### Aim
Carry none of the pictures over; set down the material below exactly.

════════

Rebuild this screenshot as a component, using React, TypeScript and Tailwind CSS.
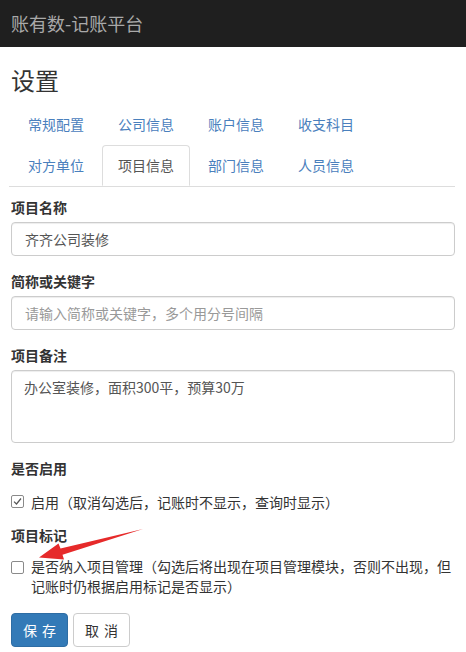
import React from "react";

const font = { fontFamily: '"Noto Sans CJK SC", "Liberation Sans", sans-serif' };

const tabsTop = ["常规配置", "公司信息", "账户信息", "收支科目"];
const tabsBottom = ["对方单位", "项目信息", "部门信息", "人员信息"];

const Tab = ({ label, active }: { label: string; active?: boolean }) => (
  <li
    className={
      "w-[88px] mr-[2px] h-[41px] flex items-center justify-center rounded-t border text-[14px] " +
      (active
        ? "bg-white border-[#ddd] border-b-white text-[#555] -mb-px"
        : "border-transparent text-[#4a80bd]")
    }
  >
    {label}
  </li>
);

const Checkbox = ({ checked }: { checked?: boolean }) => (
  <span className="mt-[3px] w-[13px] h-[13px] shrink-0 border border-[#8a8a8a] rounded-[2px] bg-white flex items-center justify-center">
    {checked && (
      <svg width="9" height="9" viewBox="0 0 9 9">
        <path d="M1 4.6 L3.5 7 L8 1.5" fill="none" stroke="#555" strokeWidth="1.2" />
      </svg>
    )}
  </span>
);

export default function App() {
  return (
    <div className="min-h-[652px] bg-white text-[14px] text-[#333] relative" style={font}>
      <div className="h-[47px] bg-[#1f1f1f] flex items-center px-[11px]">
        <span className="text-[18px] text-[#a9a9a9]">账有数-记账平台</span>
      </div>

      <div className="px-[11px]">
        <h1 className="mt-[20px] text-[24px] leading-[26px] text-[#333]">设置</h1>

        <ul className="mt-[11px] -ml-[2px] pl-[3px] flex flex-wrap border-b border-[#ddd]">
          {tabsTop.map((t) => (
            <Tab key={t} label={t} />
          ))}
          <li className="basis-full h-0" />
          {tabsBottom.map((t) => (
            <Tab key={t} label={t} active={t === "项目信息"} />
          ))}
        </ul>

        <form className="pt-[10px]">
          <div className="mb-[15px]">
            <label className="block font-bold leading-5 mb-[5px]">项目名称</label>
            <div className="h-[34px] border border-[#ccc] rounded shadow-[inset_0_1px_1px_rgba(0,0,0,0.075)] px-[13px] flex items-center text-[#555]">
              齐齐公司装修
            </div>
          </div>
          <div className="mb-[15px]">
            <label className="block font-bold leading-5 mb-[5px]">简称或关键字</label>
            <div className="h-[34px] border border-[#ccc] rounded shadow-[inset_0_1px_1px_rgba(0,0,0,0.075)] px-[13px] flex items-center text-[#999]">
              请输入简称或关键字，多个用分号间隔
            </div>
          </div>
          <div className="mb-[15px]">
            <label className="block font-bold leading-5 mb-[5px]">项目备注</label>
            <div className="h-[73px] border border-[#ccc] rounded shadow-[inset_0_1px_1px_rgba(0,0,0,0.075)] px-[12px] py-[6px] leading-5 text-[#555]">
              办公室装修，面积300平，预算30万
            </div>
          </div>
          <div className="mb-[13px]">
            <label className="block font-bold leading-5 mb-[5px]">是否启用</label>
            <div className="mt-[14px] flex gap-[7px] leading-5 text-[#333]">
              <Checkbox checked />
              <span>启用（取消勾选后，记账时不显示，查询时显示）</span>
            </div>
          </div>
          <div className="mb-[15px]">
            <label className="block font-bold leading-5 mb-[5px]">项目标记</label>
            <div className="mt-[11px] flex gap-[7px] leading-5 text-[#333]">
              <span className="mt-[2px] flex">
                <Checkbox />
              </span>
              <span>
                是否纳入项目管理（勾选后将出现在项目管理模块，否则不出现，但
                <br />
                记账时仍根据启用标记是否显示）
              </span>
            </div>
          </div>
          <div className="flex gap-[5px] mt-[17px]">
            <button type="button" className="w-[57px] h-[34px] rounded bg-[#337ab7] border border-[#2e6da4] text-white flex items-center justify-center gap-[5px]">
              <span>保</span>
              <span>存</span>
            </button>
            <button type="button" className="w-[57px] h-[34px] rounded bg-white border border-[#ccc] text-[#333] flex items-center justify-center gap-[5px]">
              <span>取</span>
              <span>消</span>
            </button>
          </div>
        </form>
      </div>

      <svg className="absolute left-0 top-0 pointer-events-none" width="466" height="652">
        <polygon
          points="143,529 62.5,554.8 64,559.5 39,557.5 58.5,543.5 60.5,548.5"
          fill="#e62a2a"
        />
      </svg>
    </div>
  );
}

════════

### Answer for this exercise
Rebuild this screenshot as a component, using React, TypeScript and Tailwind CSS.
import React from "react";

const font = { fontFamily: '"Noto Sans CJK SC", "Liberation Sans", sans-serif' };

const tabsTop = ["常规配置", "公司信息", "账户信息", "收支科目"];
const tabsBottom = ["对方单位", "项目信息", "部门信息", "人员信息"];

const Tab = ({ label, active }: { label: string; active?: boolean }) => (
  <li
    className={
      "w-[88px] mr-[2px] h-[41px] flex items-center justify-center rounded-t border text-[14px] " +
      (active
        ? "bg-white border-[#ddd] border-b-white text-[#555] -mb-px"
        : "border-transparent text-[#4a80bd]")
    }
  >
    {label}
  </li>
);

const Checkbox = ({ checked }: { checked?: boolean }) => (
  <span className="mt-[3px] w-[13px] h-[13px] shrink-0 border border-[#8a8a8a] rounded-[2px] bg-white flex items-center justify-center">
    {checked && (
      <svg width="9" height="9" viewBox="0 0 9 9">
        <path d="M1 4.6 L3.5 7 L8 1.5" fill="none" stroke="#555" strokeWidth="1.2" />
      </svg>
    )}
  </span>
);

export default function App() {
  return (
    <div className="min-h-[652px] bg-white text-[14px] text-[#333] relative" style={font}>
      <div className="h-[47px] bg-[#1f1f1f] flex items-center px-[11px]">
        <span className="text-[18px] text-[#a9a9a9]">账有数-记账平台</span>
      </div>

      <div className="px-[11px]">
        <h1 className="mt-[20px] text-[24px] leading-[26px] text-[#333]">设置</h1>

        <ul className="mt-[11px] -ml-[2px] pl-[3px] flex flex-wrap border-b border-[#ddd]">
          {tabsTop.map((t) => (
            <Tab key={t} label={t} />
          ))}
          <li className="basis-full h-0" />
          {tabsBottom.map((t) => (
            <Tab key={t} label={t} active={t === "项目信息"} />
          ))}
        </ul>

        <form className="pt-[10px]">
          <div className="mb-[15px]">
            <label className="block font-bold leading-5 mb-[5px]">项目名称</label>
            <div className="h-[34px] border border-[#ccc] rounded shadow-[inset_0_1px_1px_rgba(0,0,0,0.075)] px-[13px] flex items-center text-[#555]">
              齐齐公司装修
            </div>
          </div>
          <div className="mb-[15px]">
            <label className="block font-bold leading-5 mb-[5px]">简称或关键字</label>
            <div className="h-[34px] border border-[#ccc] rounded shadow-[inset_0_1px_1px_rgba(0,0,0,0.075)] px-[13px] flex items-center text-[#999]">
              请输入简称或关键字，多个用分号间隔
            </div>
          </div>
          <div className="mb-[15px]">
            <label className="block font-bold leading-5 mb-[5px]">项目备注</label>
            <div className="h-[73px] border border-[#ccc] rounded shadow-[inset_0_1px_1px_rgba(0,0,0,0.075)] px-[12px] py-[6px] leading-5 text-[#555]">
              办公室装修，面积300平，预算30万
            </div>
          </div>
          <div className="mb-[13px]">
            <label className="block font-bold leading-5 mb-[5px]">是否启用</label>
            <div className="mt-[14px] flex gap-[7px] leading-5 text-[#333]">
              <Checkbox checked />
              <span>启用（取消勾选后，记账时不显示，查询时显示）</span>
            </div>
          </div>
          <div className="mb-[15px]">
            <label className="block font-bold leading-5 mb-[5px]">项目标记</label>
            <div className="mt-[11px] flex gap-[7px] leading-5 text-[#333]">
              <span className="mt-[2px] flex">
                <Checkbox />
              </span>
              <span>
                是否纳入项目管理（勾选后将出现在项目管理模块，否则不出现，但
                <br />
                记账时仍根据启用标记是否显示）
              </span>
            </div>
          </div>
          <div className="flex gap-[5px] mt-[17px]">
            <button type="button" className="w-[57px] h-[34px] rounded bg-[#337ab7] border border-[#2e6da4] text-white flex items-center justify-center gap-[5px]">
              <span>保</span>
              <span>存</span>
            </button>
            <button type="button" className="w-[57px] h-[34px] rounded bg-white border border-[#ccc] text-[#333] flex items-center justify-center gap-[5px]">
              <span>取</span>
              <span>消</span>
            </button>
          </div>
        </form>
      </div>

      <svg className="absolute left-0 top-0 pointer-events-none" width="466" height="652">
        <polygon
          points="143,529 62.5,554.8 64,559.5 39,557.5 58.5,543.5 60.5,548.5"
          fill="#e62a2a"
        />
      </svg>
    </div>
  );
}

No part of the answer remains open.